In the instance above, the lines are of equal spacing from one another. Depending on which space (slat) you are looking at, every other slat from that one will seem to be figure, in a space closer to the viewer. The other spaces will be perceived as ground, in a space farther from the viewer. It is possible to see the focused slat as ground but it requires time or effort to see the effect. The brain wants to see the object focused on as field.
In the second drawing, the lines are no longer evenly spaced. Do you see the wide slats as field or ground, how about the narrow slats? Most people will see the narrow groupings as figure and the wider groupings as ground. This makes it easier for the brain to hold the initial grouping it perceives, but the field and ground still reverse with a little effort. What you see as figure at any moment is the result of selection.
If we added an additional line to the right or left we would introduce more ambiguity because all of the elements would no longer be paired and “grouping” would influence perception. The closer elements are together the more likely they will be seen as figure and related. This is a result of “proximity grouping”, discussed later.
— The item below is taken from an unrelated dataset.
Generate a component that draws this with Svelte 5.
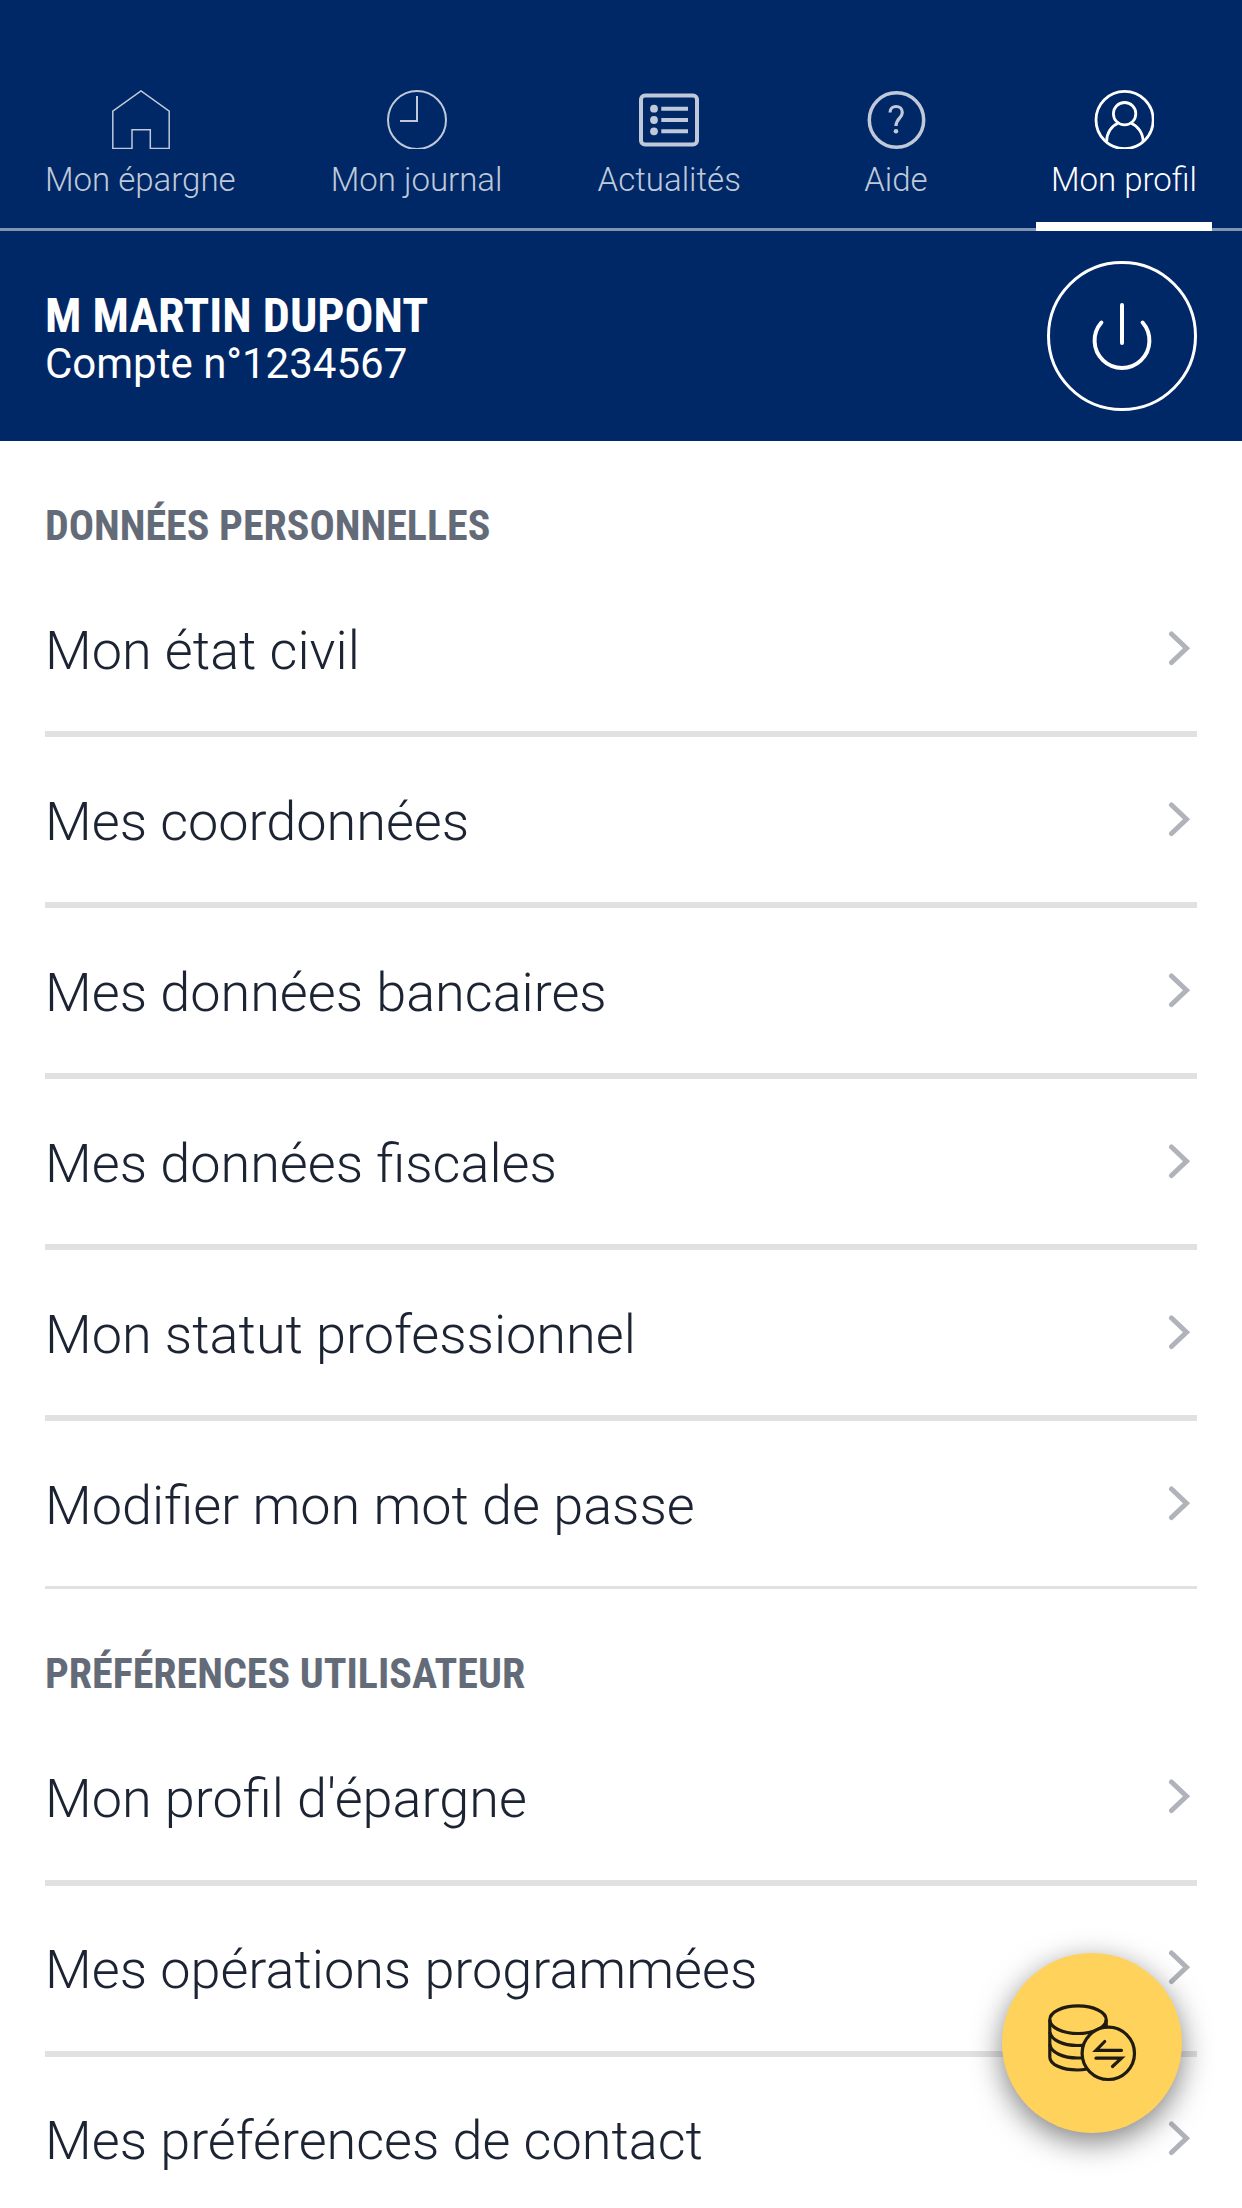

Boundary is an component of Gestalt showing how common edges can affect the perception of an object. A single expressive line can create multiple shapes that the brain associates with known objects creating a “contour rivalry”. Contour rivalry creates a tension within the frame as the figure and ground flip flop. Closure of one shape or another can help resolve the conflict. Closure is discussed later.
Above we see the classic example of boundary effect on figure and ground in the “Rubin Vase”. What do you see? Is it the shape of a goblet or a profile of two faces or what? Which did you see first and how long did it take to see the other? The second example is the same but with added information. So you still see the same forms that you did in the first example?
Boundary is a common element found in graphic symbols and logo design. Corporations and graphic designers often use a boundary element when creating logos as shown below. Here the brain perceives a sphere where none actually exists, only a series of horizontal lines.